• _PROVIDED MATERIAL_
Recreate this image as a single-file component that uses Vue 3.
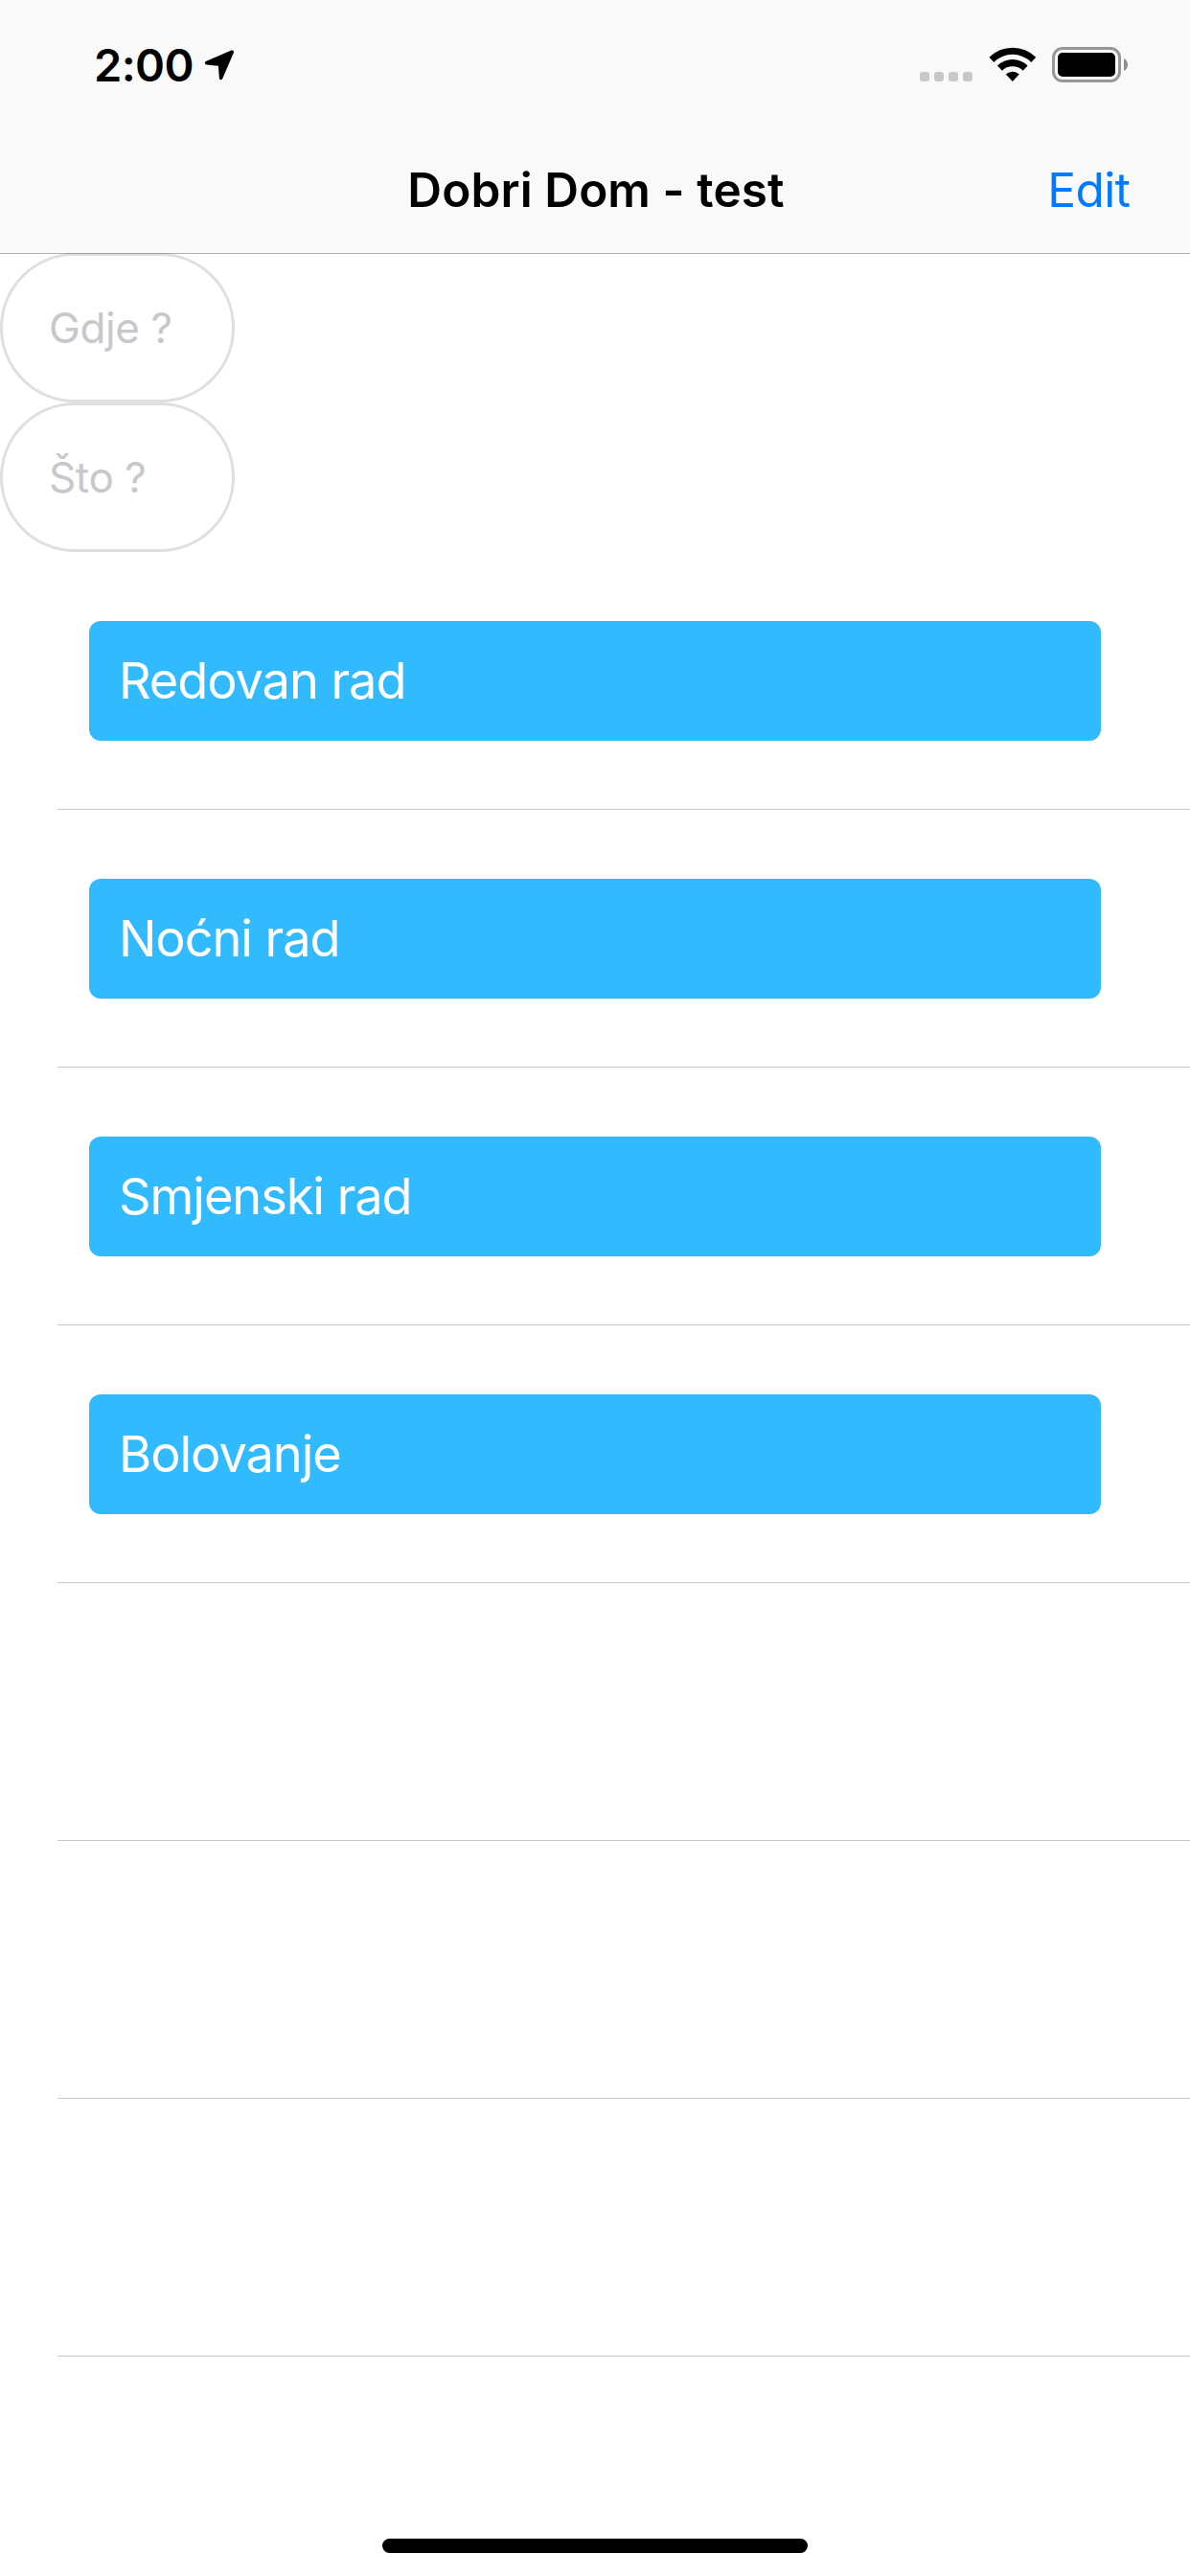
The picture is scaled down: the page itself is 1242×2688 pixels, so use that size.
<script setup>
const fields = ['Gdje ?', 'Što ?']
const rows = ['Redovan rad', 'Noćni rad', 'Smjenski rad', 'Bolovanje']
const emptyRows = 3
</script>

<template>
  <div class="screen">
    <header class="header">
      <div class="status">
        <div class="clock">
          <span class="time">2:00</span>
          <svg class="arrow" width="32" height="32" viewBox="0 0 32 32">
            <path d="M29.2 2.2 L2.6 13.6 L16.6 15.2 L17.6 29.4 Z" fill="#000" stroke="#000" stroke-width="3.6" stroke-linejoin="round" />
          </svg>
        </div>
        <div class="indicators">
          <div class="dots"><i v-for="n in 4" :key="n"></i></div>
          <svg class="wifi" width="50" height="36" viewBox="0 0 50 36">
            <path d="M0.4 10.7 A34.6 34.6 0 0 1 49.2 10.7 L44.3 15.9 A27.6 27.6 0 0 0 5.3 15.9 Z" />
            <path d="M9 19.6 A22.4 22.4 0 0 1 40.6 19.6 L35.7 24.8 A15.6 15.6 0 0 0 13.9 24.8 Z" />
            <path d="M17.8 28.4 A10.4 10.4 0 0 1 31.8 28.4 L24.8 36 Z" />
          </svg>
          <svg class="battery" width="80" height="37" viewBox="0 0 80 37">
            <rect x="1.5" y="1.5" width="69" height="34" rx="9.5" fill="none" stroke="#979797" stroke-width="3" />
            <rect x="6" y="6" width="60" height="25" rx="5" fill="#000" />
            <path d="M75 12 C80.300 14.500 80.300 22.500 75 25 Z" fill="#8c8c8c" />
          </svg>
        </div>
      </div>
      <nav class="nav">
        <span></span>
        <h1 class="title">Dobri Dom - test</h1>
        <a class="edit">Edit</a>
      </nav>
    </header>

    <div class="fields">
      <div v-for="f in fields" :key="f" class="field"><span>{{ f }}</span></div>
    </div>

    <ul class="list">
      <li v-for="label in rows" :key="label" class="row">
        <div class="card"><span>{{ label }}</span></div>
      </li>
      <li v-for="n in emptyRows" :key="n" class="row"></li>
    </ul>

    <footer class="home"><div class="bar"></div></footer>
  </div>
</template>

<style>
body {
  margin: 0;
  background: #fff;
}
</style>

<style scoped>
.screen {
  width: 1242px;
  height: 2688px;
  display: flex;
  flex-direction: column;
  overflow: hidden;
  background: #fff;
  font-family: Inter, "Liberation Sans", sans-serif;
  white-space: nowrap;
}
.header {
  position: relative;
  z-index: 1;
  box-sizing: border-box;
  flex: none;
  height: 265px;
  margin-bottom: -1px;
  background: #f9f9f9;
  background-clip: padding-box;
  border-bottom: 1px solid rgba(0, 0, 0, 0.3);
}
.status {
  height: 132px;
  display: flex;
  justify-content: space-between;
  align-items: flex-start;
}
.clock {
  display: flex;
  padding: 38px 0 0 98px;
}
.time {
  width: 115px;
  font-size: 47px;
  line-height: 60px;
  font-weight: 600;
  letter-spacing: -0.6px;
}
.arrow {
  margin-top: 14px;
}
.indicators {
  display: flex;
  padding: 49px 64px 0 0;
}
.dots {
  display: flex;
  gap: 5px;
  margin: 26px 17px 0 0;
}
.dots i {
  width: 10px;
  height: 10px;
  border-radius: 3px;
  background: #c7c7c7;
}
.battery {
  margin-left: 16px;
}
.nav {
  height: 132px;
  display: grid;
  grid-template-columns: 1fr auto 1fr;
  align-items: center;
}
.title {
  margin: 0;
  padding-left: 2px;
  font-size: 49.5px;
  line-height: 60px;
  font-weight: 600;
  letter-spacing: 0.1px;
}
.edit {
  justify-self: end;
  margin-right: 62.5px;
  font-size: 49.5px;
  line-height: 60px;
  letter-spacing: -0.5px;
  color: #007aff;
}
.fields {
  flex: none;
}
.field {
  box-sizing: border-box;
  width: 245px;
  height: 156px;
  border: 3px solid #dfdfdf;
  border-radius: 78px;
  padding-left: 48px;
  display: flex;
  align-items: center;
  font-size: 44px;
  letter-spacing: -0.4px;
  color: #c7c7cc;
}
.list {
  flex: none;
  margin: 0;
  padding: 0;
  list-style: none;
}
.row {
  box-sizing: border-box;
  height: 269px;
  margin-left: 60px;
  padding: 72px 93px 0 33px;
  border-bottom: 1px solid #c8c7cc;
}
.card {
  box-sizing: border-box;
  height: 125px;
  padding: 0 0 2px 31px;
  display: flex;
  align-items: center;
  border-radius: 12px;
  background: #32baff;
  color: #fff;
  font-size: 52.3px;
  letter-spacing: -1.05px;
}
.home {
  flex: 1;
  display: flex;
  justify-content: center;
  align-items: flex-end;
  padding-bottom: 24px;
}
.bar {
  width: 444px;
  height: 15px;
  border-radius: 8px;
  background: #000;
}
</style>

• _PROBLEM REQUIREMENTS_
What is needed is an exact reproduction of the data, pictures excluded.

• _THE OUTPUT_
Recreate this image as a single-file component that uses Vue 3.
The picture is scaled down: the page itself is 1242×2688 pixels, so use that size.
<script setup>
const fields = ['Gdje ?', 'Što ?']
const rows = ['Redovan rad', 'Noćni rad', 'Smjenski rad', 'Bolovanje']
const emptyRows = 3
</script>

<template>
  <div class="screen">
    <header class="header">
      <div class="status">
        <div class="clock">
          <span class="time">2:00</span>
          <svg class="arrow" width="32" height="32" viewBox="0 0 32 32">
            <path d="M29.2 2.2 L2.6 13.6 L16.6 15.2 L17.6 29.4 Z" fill="#000" stroke="#000" stroke-width="3.6" stroke-linejoin="round" />
          </svg>
        </div>
        <div class="indicators">
          <div class="dots"><i v-for="n in 4" :key="n"></i></div>
          <svg class="wifi" width="50" height="36" viewBox="0 0 50 36">
            <path d="M0.4 10.7 A34.6 34.6 0 0 1 49.2 10.7 L44.3 15.9 A27.6 27.6 0 0 0 5.3 15.9 Z" />
            <path d="M9 19.6 A22.4 22.4 0 0 1 40.6 19.6 L35.7 24.8 A15.6 15.6 0 0 0 13.9 24.8 Z" />
            <path d="M17.8 28.4 A10.4 10.4 0 0 1 31.8 28.4 L24.8 36 Z" />
          </svg>
          <svg class="battery" width="80" height="37" viewBox="0 0 80 37">
            <rect x="1.5" y="1.5" width="69" height="34" rx="9.5" fill="none" stroke="#979797" stroke-width="3" />
            <rect x="6" y="6" width="60" height="25" rx="5" fill="#000" />
            <path d="M75 12 C80.300 14.500 80.300 22.500 75 25 Z" fill="#8c8c8c" />
          </svg>
        </div>
      </div>
      <nav class="nav">
        <span></span>
        <h1 class="title">Dobri Dom - test</h1>
        <a class="edit">Edit</a>
      </nav>
    </header>

    <div class="fields">
      <div v-for="f in fields" :key="f" class="field"><span>{{ f }}</span></div>
    </div>

    <ul class="list">
      <li v-for="label in rows" :key="label" class="row">
        <div class="card"><span>{{ label }}</span></div>
      </li>
      <li v-for="n in emptyRows" :key="n" class="row"></li>
    </ul>

    <footer class="home"><div class="bar"></div></footer>
  </div>
</template>

<style>
body {
  margin: 0;
  background: #fff;
}
</style>

<style scoped>
.screen {
  width: 1242px;
  height: 2688px;
  display: flex;
  flex-direction: column;
  overflow: hidden;
  background: #fff;
  font-family: Inter, "Liberation Sans", sans-serif;
  white-space: nowrap;
}
.header {
  position: relative;
  z-index: 1;
  box-sizing: border-box;
  flex: none;
  height: 265px;
  margin-bottom: -1px;
  background: #f9f9f9;
  background-clip: padding-box;
  border-bottom: 1px solid rgba(0, 0, 0, 0.3);
}
.status {
  height: 132px;
  display: flex;
  justify-content: space-between;
  align-items: flex-start;
}
.clock {
  display: flex;
  padding: 38px 0 0 98px;
}
.time {
  width: 115px;
  font-size: 47px;
  line-height: 60px;
  font-weight: 600;
  letter-spacing: -0.6px;
}
.arrow {
  margin-top: 14px;
}
.indicators {
  display: flex;
  padding: 49px 64px 0 0;
}
.dots {
  display: flex;
  gap: 5px;
  margin: 26px 17px 0 0;
}
.dots i {
  width: 10px;
  height: 10px;
  border-radius: 3px;
  background: #c7c7c7;
}
.battery {
  margin-left: 16px;
}
.nav {
  height: 132px;
  display: grid;
  grid-template-columns: 1fr auto 1fr;
  align-items: center;
}
.title {
  margin: 0;
  padding-left: 2px;
  font-size: 49.5px;
  line-height: 60px;
  font-weight: 600;
  letter-spacing: 0.1px;
}
.edit {
  justify-self: end;
  margin-right: 62.5px;
  font-size: 49.5px;
  line-height: 60px;
  letter-spacing: -0.5px;
  color: #007aff;
}
.fields {
  flex: none;
}
.field {
  box-sizing: border-box;
  width: 245px;
  height: 156px;
  border: 3px solid #dfdfdf;
  border-radius: 78px;
  padding-left: 48px;
  display: flex;
  align-items: center;
  font-size: 44px;
  letter-spacing: -0.4px;
  color: #c7c7cc;
}
.list {
  flex: none;
  margin: 0;
  padding: 0;
  list-style: none;
}
.row {
  box-sizing: border-box;
  height: 269px;
  margin-left: 60px;
  padding: 72px 93px 0 33px;
  border-bottom: 1px solid #c8c7cc;
}
.card {
  box-sizing: border-box;
  height: 125px;
  padding: 0 0 2px 31px;
  display: flex;
  align-items: center;
  border-radius: 12px;
  background: #32baff;
  color: #fff;
  font-size: 52.3px;
  letter-spacing: -1.05px;
}
.home {
  flex: 1;
  display: flex;
  justify-content: center;
  align-items: flex-end;
  padding-bottom: 24px;
}
.bar {
  width: 444px;
  height: 15px;
  border-radius: 8px;
  background: #000;
}
</style>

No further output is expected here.